Sistem Islam memiliki kekhasan dalam mengatur permasalahan ekonomi. Dalam Islam, negara berfungsi sebagai pengatur dan pengurus rakyat, sehingga negara memiliki kewajiban untuk menjamin kebutuhan sandang, pangan, dan papan bagi rakyat. Sistem Islam memberikan iklim yang kondusif bagi pengusaha maupun pekerja dalam menjalin kerja sama.
Dengan pengaturan sistem ekonomi Islam, negara mampu membuka lapangan pekerjaan seluas-luasnya sehingga tidak didapati pengangguran bagi para pencari nafkah. Negara melarang sumber daya alam dikuasai oleh para pengusaha. Tatkala kekayaan alam dikelola oleh negara dan hasilnya untuk kepentingan masyarakat, maka negara dapat membuka lapangan pekerjaan seluas-luasnya dan beragam.

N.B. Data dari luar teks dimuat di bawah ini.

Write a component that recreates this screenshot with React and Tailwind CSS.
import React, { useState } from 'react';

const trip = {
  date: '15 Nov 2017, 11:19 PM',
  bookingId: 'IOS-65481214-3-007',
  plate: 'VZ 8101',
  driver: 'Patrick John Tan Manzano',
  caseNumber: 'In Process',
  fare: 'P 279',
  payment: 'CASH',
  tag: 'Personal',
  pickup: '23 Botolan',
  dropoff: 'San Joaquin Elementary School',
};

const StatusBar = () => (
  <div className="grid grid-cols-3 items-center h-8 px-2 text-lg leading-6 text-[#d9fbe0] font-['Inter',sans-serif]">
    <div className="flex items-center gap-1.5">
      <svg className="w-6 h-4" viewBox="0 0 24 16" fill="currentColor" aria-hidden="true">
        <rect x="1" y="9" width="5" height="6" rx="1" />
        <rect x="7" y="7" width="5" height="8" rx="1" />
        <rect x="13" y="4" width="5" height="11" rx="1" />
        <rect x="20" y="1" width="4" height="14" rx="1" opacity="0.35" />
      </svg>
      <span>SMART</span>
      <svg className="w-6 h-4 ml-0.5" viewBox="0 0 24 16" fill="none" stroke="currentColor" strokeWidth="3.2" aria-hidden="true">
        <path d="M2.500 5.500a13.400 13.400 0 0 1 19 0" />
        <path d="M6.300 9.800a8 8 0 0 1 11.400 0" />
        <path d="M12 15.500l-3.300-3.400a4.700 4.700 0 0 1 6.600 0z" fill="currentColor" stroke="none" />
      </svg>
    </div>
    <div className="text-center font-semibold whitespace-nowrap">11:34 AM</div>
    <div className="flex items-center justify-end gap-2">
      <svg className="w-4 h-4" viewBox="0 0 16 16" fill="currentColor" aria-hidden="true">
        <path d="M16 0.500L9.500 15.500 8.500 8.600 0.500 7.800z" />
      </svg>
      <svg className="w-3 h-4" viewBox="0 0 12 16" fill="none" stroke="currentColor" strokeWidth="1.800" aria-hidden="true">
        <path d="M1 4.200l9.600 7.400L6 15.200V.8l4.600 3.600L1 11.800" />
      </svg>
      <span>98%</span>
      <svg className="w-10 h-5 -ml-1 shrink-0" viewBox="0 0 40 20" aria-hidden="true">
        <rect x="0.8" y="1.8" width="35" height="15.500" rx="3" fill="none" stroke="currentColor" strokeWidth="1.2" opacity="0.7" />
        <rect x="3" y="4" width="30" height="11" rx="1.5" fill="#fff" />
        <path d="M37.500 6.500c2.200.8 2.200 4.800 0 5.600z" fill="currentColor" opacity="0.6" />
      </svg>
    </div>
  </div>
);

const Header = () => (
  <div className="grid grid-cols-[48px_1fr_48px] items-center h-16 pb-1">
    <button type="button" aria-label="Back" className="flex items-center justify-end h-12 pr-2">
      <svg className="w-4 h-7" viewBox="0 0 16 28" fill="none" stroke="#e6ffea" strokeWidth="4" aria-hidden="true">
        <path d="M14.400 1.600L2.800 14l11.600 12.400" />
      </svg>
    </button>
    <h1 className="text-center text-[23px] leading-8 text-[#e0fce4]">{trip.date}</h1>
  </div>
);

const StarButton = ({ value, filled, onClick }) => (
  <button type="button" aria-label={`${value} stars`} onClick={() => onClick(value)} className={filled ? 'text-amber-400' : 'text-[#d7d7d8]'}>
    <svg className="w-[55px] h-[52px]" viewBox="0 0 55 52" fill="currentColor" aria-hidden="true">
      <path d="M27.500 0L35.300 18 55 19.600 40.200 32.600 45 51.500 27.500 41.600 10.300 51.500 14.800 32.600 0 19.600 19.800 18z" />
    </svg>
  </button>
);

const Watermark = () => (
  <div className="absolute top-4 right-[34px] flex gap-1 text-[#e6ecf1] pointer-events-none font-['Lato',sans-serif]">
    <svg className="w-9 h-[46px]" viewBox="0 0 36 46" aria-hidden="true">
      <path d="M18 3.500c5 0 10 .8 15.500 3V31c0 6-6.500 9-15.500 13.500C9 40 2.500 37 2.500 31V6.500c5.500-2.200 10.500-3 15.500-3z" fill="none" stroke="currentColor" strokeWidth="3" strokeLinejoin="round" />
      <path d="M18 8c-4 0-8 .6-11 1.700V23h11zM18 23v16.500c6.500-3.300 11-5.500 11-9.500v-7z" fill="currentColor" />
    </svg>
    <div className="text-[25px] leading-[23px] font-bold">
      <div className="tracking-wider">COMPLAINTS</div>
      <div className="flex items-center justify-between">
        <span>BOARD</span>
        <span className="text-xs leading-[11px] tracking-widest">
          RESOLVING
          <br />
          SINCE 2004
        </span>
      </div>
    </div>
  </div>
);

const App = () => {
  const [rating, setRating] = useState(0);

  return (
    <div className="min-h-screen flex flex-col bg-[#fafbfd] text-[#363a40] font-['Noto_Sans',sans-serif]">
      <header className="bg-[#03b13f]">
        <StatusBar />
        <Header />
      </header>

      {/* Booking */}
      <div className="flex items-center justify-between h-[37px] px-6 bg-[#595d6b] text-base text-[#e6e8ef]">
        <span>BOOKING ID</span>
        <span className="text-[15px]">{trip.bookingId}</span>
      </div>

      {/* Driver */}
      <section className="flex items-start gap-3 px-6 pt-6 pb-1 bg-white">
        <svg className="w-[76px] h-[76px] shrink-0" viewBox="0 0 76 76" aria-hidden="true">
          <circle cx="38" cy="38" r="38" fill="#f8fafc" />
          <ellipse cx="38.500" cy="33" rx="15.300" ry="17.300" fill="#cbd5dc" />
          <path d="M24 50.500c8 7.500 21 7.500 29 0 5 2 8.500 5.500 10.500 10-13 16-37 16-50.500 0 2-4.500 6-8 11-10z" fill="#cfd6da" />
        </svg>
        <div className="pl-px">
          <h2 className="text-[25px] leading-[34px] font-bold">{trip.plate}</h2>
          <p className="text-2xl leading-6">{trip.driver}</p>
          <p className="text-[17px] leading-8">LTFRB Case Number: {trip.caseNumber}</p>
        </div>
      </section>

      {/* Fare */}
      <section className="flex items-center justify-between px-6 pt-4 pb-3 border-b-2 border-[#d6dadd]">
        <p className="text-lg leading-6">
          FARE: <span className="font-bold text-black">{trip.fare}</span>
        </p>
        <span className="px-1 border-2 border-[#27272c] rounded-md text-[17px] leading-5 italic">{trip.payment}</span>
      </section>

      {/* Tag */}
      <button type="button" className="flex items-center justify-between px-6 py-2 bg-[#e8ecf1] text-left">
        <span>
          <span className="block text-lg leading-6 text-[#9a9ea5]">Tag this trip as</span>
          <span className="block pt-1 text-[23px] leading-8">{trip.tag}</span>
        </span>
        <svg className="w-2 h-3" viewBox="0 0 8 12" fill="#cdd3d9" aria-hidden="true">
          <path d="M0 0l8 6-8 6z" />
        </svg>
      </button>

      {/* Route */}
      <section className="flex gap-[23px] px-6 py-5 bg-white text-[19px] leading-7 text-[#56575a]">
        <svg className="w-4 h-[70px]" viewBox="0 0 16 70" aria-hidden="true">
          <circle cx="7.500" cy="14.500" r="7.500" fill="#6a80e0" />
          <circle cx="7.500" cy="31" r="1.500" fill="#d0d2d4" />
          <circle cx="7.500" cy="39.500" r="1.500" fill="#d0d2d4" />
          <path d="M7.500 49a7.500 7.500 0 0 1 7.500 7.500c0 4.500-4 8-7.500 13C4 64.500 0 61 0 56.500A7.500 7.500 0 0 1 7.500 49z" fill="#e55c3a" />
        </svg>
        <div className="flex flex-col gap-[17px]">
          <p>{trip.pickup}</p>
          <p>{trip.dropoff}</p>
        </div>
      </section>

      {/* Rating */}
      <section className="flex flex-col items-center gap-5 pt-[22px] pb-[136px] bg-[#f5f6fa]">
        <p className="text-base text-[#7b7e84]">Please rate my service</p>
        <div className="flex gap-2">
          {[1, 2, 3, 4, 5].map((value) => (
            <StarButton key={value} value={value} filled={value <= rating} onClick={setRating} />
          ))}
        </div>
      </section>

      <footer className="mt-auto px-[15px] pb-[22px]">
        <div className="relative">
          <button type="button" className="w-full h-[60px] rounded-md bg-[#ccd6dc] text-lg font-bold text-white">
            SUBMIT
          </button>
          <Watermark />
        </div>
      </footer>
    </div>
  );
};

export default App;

Lapangan pekerjaan disediakan untuk kepentingan rakyat.
Selain menyediakan lapangan pekerjaan, negara juga memberikan modal atau pinjaman tanpa bunga kepada para wali atau para pencari nafkah untuk membuka usaha atau mengembangkan usahanya. Di saat menjalankan usaha, masyarakat harus melakukan aktivitas yang riil bukan nonriil. Hal demikian dilakukan agar roda perekonomian di dalam negara berjalan dengan baik.
Agar negara memiliki sumber daya manusia yang ahli dalam berbagai sektor, negara menyediakan pendidikan berkualitas, mulai dari pendidikan formal, seperti sekolah hingga pendidikan perguruan tinggi dengan berbagai jurusan. Hal ini dilakukan agar negara menjadi negara yang mandiri.